Rêverie, Op. 24, is an orchestral work composed by Alexander Scriabin in 1898. A typical performance lasts from 3 to 5 minutes. Scriabin, who was a pianist, had never before composed for orchestra, except for a few unpublished works. However, he composed the work in total secrecy, without any advice.

==Composition==
In November 1898, when Scriabin went to Saint Petersburg, he brought a present for his patron and publisher M.P. Belaïeff. The offer was the full score of an orchestral work named Prélude, a short miniature in E minor and ternary form.

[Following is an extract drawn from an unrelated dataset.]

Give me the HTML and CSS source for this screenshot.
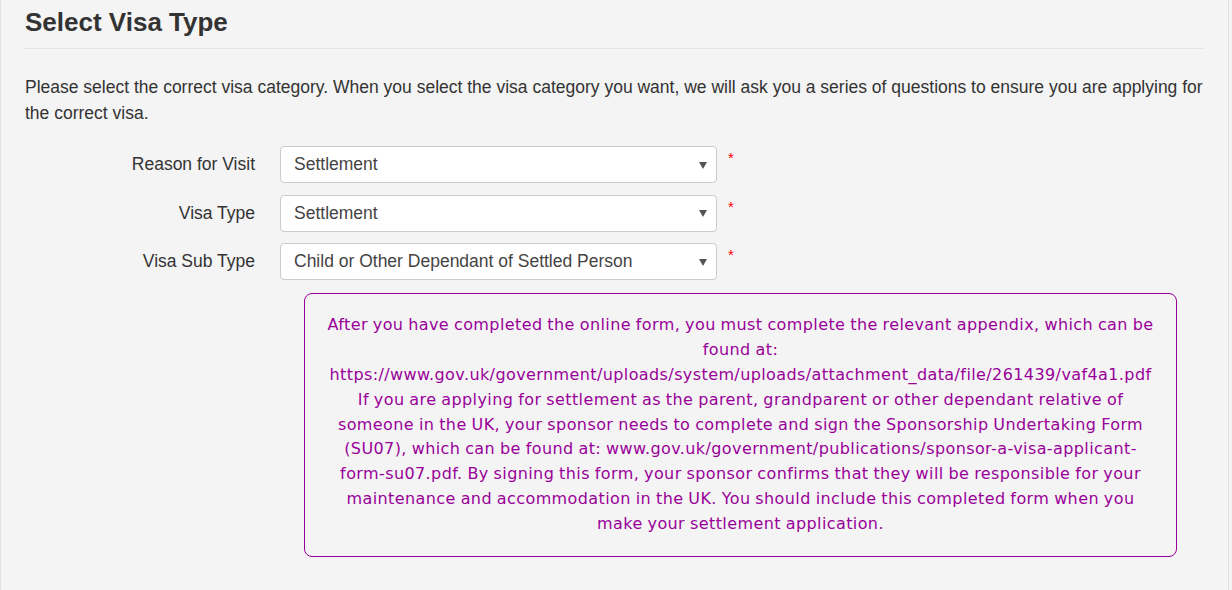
FILE: index.html
```html
<!DOCTYPE html>
<html>
<head>
<meta charset="utf-8">
<link rel="stylesheet" href="styles.css">
</head>
<body>
<div class="page">
  <h1 class="title">Select Visa Type</h1>
  <p class="intro">Please select the correct visa category. When you select the visa category you want, we will ask you a series of questions to ensure you are applying for the correct visa.</p>
  <div class="form">
    <div class="row">
      <label class="label">Reason for Visit</label>
      <div class="select"><span>Settlement</span><span class="arrow"></span></div>
      <span class="req">*</span>
    </div>
    <div class="row">
      <label class="label">Visa Type</label>
      <div class="select"><span>Settlement</span><span class="arrow"></span></div>
      <span class="req">*</span>
    </div>
    <div class="row">
      <label class="label">Visa Sub Type</label>
      <div class="select"><span>Child or Other Dependant of Settled Person</span><span class="arrow"></span></div>
      <span class="req">*</span>
    </div>
  </div>
  <div class="notice">
    After you have completed the online form, you must complete the relevant appendix, which can be<br>
    found at:<br>
    https://www.gov.uk/government/uploads/system/uploads/attachment_data/file/261439/vaf4a1.pdf<br>
    If you are applying for settlement as the parent, grandparent or other dependant relative of<br>
    someone in the UK, your sponsor needs to complete and sign the Sponsorship Undertaking Form<br>
    (SU07), which can be found at: www.gov.uk/government/publications/sponsor-a-visa-applicant-<br>
    form-su07.pdf. By signing this form, your sponsor confirms that they will be responsible for your<br>
    maintenance and accommodation in the UK. You should include this completed form when you<br>
    make your settlement application.
  </div>
</div>
</body>
</html>
```

FILE: styles.css
```css
html, body {
  margin: 0;
  padding: 0;
  background: #f4f4f4;
}
body {
  font-family: "Liberation Sans", Arial, sans-serif;
  color: #333;
  font-size: 17.5px;
}
.page {
  border-left: 1px solid #e2e2e2;
  border-right: 1px solid #e2e2e2;
  width: 1229px;
  min-height: 590px;
  box-sizing: border-box;
  padding: 0 24px 0 24px;
}
.title {
  margin: 0;
  padding: 6px 0 10px 0;
  font-size: 26px;
  line-height: 32px;
  font-weight: bold;
  color: #333;
  border-bottom: 1px solid #e4e4e4;
}
.intro {
  margin: 25px 0 0 0;
  line-height: 26px;
}
.form {
  margin-top: 20px;
  display: flex;
  flex-direction: column;
  gap: 11.5px;
}
.row {
  display: flex;
  align-items: flex-start;
}
.label {
  width: 255px;
  text-align: right;
  line-height: 36px;
  padding-right: 25px;
  box-sizing: border-box;
  flex: none;
}
.select {
  width: 437px;
  height: 37px;
  box-sizing: border-box;
  background: #fff;
  border: 1px solid #ccc;
  border-radius: 4px;
  display: flex;
  align-items: center;
  justify-content: space-between;
  padding: 0 9px 0 13px;
  color: #444;
}
.arrow {
  width: 0;
  height: 0;
  border-left: 4px solid transparent;
  border-right: 4px solid transparent;
  border-top: 7px solid #555;
  margin-top: 1px;
}
.req {
  color: #ff0000;
  margin-left: 11px;
  font-size: 15px;
  line-height: 15px;
  margin-top: 4px;
}
.notice {
  margin: 13px 0 0 279px;
  width: 873px;
  box-sizing: border-box;
  border: 1px solid #990099;
  border-radius: 8px;
  padding: 19px 4px 19px 4px;
  text-align: center;
  color: #990099;
  font-family: "DejaVu Sans", Verdana, sans-serif;
  font-size: 16px;
  letter-spacing: 0.4px;
  word-spacing: -0.6px;
  line-height: 24.875px;
}
```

One day, his friend Nikolay Rimsky-Korsakov came to visit him and played the work on the piano. He deemed it Delightful, wheated in piquant harmonies and not badly orchestrated. Since Belaïeff thought the French title Prélude did not fit an orchestral work, he and Scriabin decided to rename it Rêverie. As Belaïeff's editions were published in French (or German) and Russian, they further discussed about the Slavic title. They had to choose between mechty (daydreams) or gryozy (musings). They agreed on the first. After hearing the rehearsals, Scriabin wrote: "Imagine my joy, the piece sounds very well. At the rehearsal on 1 December Korsakov was so sweet. He had each section go through its parts separately and spent a whole hour in it [...]"

The piece was premièred on 5 December 1898 in Saint Petersburg after Balakirev's Tamara. It was very well received, and Rimsky-Korsakov had to encore it. After this, Scriabin played a selection of his études, préludes and impromptus at the piano.